I can’t speak for others but it hasn’t been a problem for us. We have data safe cards and privacy protections in place, and clients definitely put us under scrutiny on requirements around data security and privacy. And we’ve been able to measure up. We’re part of WPP, which is a world-class organisation that deals with the data of a variety of companies, sectors like e-commerce, banking and financial services, retail. We’ve been able to show successfully across WPP over a period of time, that we are good stewards of data. In order to get value out of the analytics that we do, we have to have sales data. If clients want the outcome of the analysis to help them answer questions, they’ll share the data with us.

 

Marketing data, people don’t mind sharing, but, sales data is something that…

We get sales data from clients every day. That hasn’t been an issue.

 

Are there success stories you can share about the marked difference that you’ve brought to a media campaign?

We have a bunch, actually! The work we’ve done for Unilever stands out as something that defines the way in which analytics can help a complex organisation address and answer questions around marketing tactics, pricing etc. Although Gain Theory has been [in India for] only five weeks old, we’ve been around for a while in the UK and US. We’ve combined around 50 years of having done this.

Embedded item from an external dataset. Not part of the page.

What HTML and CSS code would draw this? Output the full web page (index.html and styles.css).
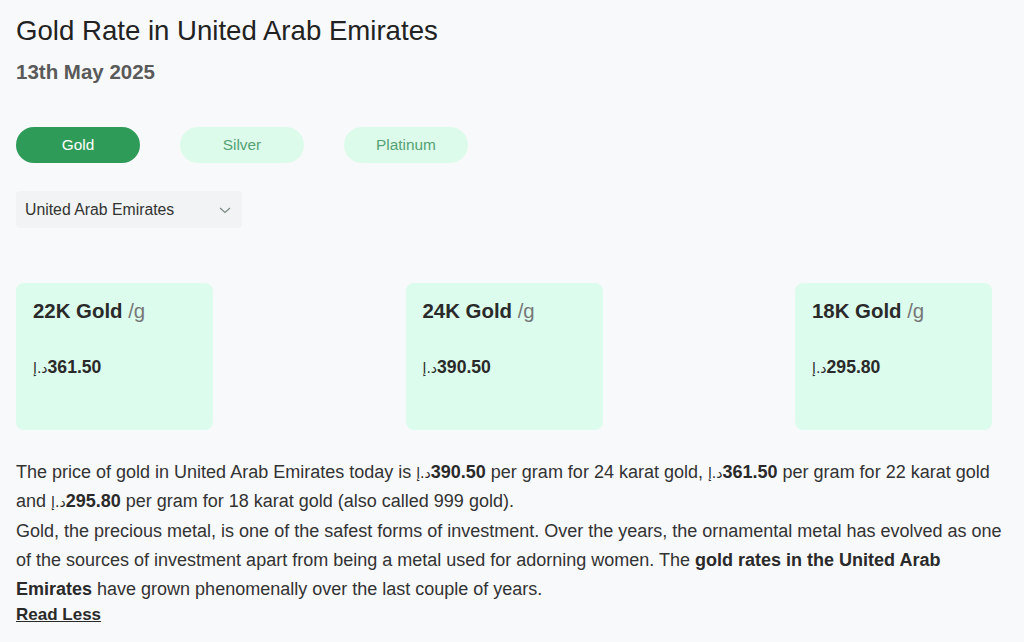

There’s lots of history, maturity, capability that’s locked up in the company and under the Gain Theory banner.

 

What about talent? Are you able to attract top quality talent?

Certainly talent is a critical success factor for our business. Real good talent is real hard to come by. I think, this market is full of really good talent. So, we have some amazing super smart people in the India market and my hope would be actually, for us to continue to acquire…

 

Lastly, what are your targets and plans for growth?

Our plan is to grow, knowing the marketplace and the energy and the number of clients out there trying to solve those problems. Our hope is that our story will resonate and we will get involved in lots of client conversations. We have a good pipeline right now and hopefully, in some time, we’ll have gotten bigger.